▼

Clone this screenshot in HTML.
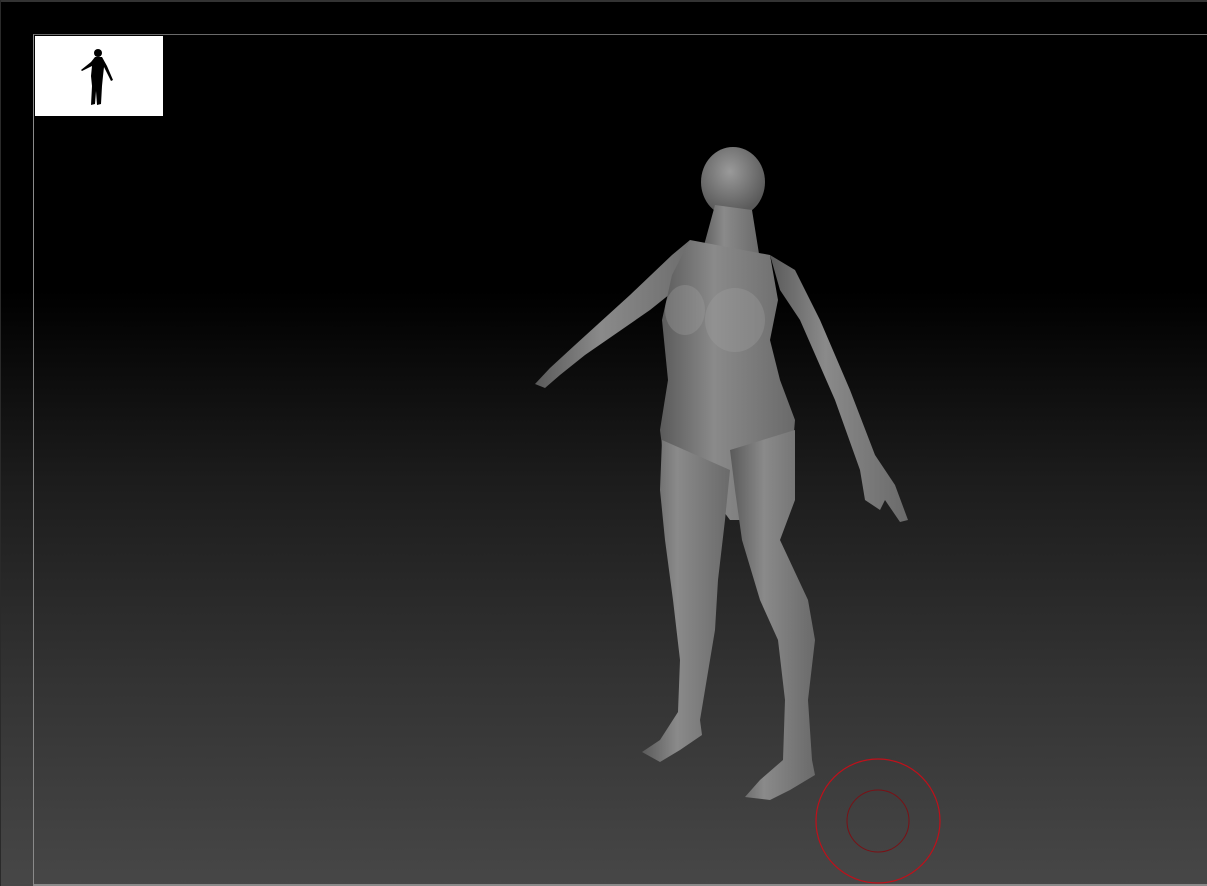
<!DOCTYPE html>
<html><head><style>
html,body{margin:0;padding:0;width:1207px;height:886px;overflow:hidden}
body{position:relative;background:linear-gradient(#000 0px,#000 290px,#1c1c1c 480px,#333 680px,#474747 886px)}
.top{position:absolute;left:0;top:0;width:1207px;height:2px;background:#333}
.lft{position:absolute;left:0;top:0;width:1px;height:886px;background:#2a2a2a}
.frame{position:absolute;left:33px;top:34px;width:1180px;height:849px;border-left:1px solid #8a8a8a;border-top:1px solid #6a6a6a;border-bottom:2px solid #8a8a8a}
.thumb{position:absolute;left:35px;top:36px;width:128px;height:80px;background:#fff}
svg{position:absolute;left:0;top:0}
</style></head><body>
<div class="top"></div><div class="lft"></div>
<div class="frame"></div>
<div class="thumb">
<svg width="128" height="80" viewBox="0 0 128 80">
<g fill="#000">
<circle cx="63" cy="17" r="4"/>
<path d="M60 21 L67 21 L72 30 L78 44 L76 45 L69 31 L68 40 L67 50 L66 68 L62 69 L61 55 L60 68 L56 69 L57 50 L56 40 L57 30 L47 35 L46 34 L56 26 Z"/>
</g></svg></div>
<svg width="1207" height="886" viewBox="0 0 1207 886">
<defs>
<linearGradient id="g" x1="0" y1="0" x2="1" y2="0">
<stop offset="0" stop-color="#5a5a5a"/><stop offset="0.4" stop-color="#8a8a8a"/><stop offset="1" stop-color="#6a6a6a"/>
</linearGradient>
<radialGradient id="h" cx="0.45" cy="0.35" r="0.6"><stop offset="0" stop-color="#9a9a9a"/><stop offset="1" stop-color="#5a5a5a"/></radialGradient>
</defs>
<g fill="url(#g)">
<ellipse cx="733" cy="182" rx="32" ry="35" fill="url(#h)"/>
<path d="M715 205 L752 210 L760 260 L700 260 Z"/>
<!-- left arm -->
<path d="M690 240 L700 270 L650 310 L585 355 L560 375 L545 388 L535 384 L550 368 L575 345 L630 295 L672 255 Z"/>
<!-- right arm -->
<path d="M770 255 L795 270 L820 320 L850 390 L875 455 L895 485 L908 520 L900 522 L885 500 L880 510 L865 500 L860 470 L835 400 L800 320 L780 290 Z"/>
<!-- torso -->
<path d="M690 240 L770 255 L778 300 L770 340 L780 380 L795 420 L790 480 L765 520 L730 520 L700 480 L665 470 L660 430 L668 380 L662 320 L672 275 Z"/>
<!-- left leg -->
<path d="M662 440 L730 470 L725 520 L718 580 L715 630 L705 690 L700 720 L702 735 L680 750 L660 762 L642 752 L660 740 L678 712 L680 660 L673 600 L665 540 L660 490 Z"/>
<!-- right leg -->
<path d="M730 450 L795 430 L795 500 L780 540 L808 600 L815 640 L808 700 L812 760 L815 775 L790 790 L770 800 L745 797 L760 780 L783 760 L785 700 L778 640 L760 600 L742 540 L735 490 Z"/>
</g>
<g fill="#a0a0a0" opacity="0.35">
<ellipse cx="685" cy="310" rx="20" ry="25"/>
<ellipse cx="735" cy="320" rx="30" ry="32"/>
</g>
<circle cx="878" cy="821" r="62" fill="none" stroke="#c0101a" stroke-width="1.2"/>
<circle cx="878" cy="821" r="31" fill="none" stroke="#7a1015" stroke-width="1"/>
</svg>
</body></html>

▲

Repeat the lines above exactly, and keep every picture out.

Clone this screenshot in HTML.
<!DOCTYPE html>
<html><head><style>
html,body{margin:0;padding:0;width:1207px;height:886px;overflow:hidden}
body{position:relative;background:linear-gradient(#000 0px,#000 290px,#1c1c1c 480px,#333 680px,#474747 886px)}
.top{position:absolute;left:0;top:0;width:1207px;height:2px;background:#333}
.lft{position:absolute;left:0;top:0;width:1px;height:886px;background:#2a2a2a}
.frame{position:absolute;left:33px;top:34px;width:1180px;height:849px;border-left:1px solid #8a8a8a;border-top:1px solid #6a6a6a;border-bottom:2px solid #8a8a8a}
.thumb{position:absolute;left:35px;top:36px;width:128px;height:80px;background:#fff}
svg{position:absolute;left:0;top:0}
</style></head><body>
<div class="top"></div><div class="lft"></div>
<div class="frame"></div>
<div class="thumb">
<svg width="128" height="80" viewBox="0 0 128 80">
<g fill="#000">
<circle cx="63" cy="17" r="4"/>
<path d="M60 21 L67 21 L72 30 L78 44 L76 45 L69 31 L68 40 L67 50 L66 68 L62 69 L61 55 L60 68 L56 69 L57 50 L56 40 L57 30 L47 35 L46 34 L56 26 Z"/>
</g></svg></div>
<svg width="1207" height="886" viewBox="0 0 1207 886">
<defs>
<linearGradient id="g" x1="0" y1="0" x2="1" y2="0">
<stop offset="0" stop-color="#5a5a5a"/><stop offset="0.4" stop-color="#8a8a8a"/><stop offset="1" stop-color="#6a6a6a"/>
</linearGradient>
<radialGradient id="h" cx="0.45" cy="0.35" r="0.6"><stop offset="0" stop-color="#9a9a9a"/><stop offset="1" stop-color="#5a5a5a"/></radialGradient>
</defs>
<g fill="url(#g)">
<ellipse cx="733" cy="182" rx="32" ry="35" fill="url(#h)"/>
<path d="M715 205 L752 210 L760 260 L700 260 Z"/>
<!-- left arm -->
<path d="M690 240 L700 270 L650 310 L585 355 L560 375 L545 388 L535 384 L550 368 L575 345 L630 295 L672 255 Z"/>
<!-- right arm -->
<path d="M770 255 L795 270 L820 320 L850 390 L875 455 L895 485 L908 520 L900 522 L885 500 L880 510 L865 500 L860 470 L835 400 L800 320 L780 290 Z"/>
<!-- torso -->
<path d="M690 240 L770 255 L778 300 L770 340 L780 380 L795 420 L790 480 L765 520 L730 520 L700 480 L665 470 L660 430 L668 380 L662 320 L672 275 Z"/>
<!-- left leg -->
<path d="M662 440 L730 470 L725 520 L718 580 L715 630 L705 690 L700 720 L702 735 L680 750 L660 762 L642 752 L660 740 L678 712 L680 660 L673 600 L665 540 L660 490 Z"/>
<!-- right leg -->
<path d="M730 450 L795 430 L795 500 L780 540 L808 600 L815 640 L808 700 L812 760 L815 775 L790 790 L770 800 L745 797 L760 780 L783 760 L785 700 L778 640 L760 600 L742 540 L735 490 Z"/>
</g>
<g fill="#a0a0a0" opacity="0.35">
<ellipse cx="685" cy="310" rx="20" ry="25"/>
<ellipse cx="735" cy="320" rx="30" ry="32"/>
</g>
<circle cx="878" cy="821" r="62" fill="none" stroke="#c0101a" stroke-width="1.2"/>
<circle cx="878" cy="821" r="31" fill="none" stroke="#7a1015" stroke-width="1"/>
</svg>
</body></html>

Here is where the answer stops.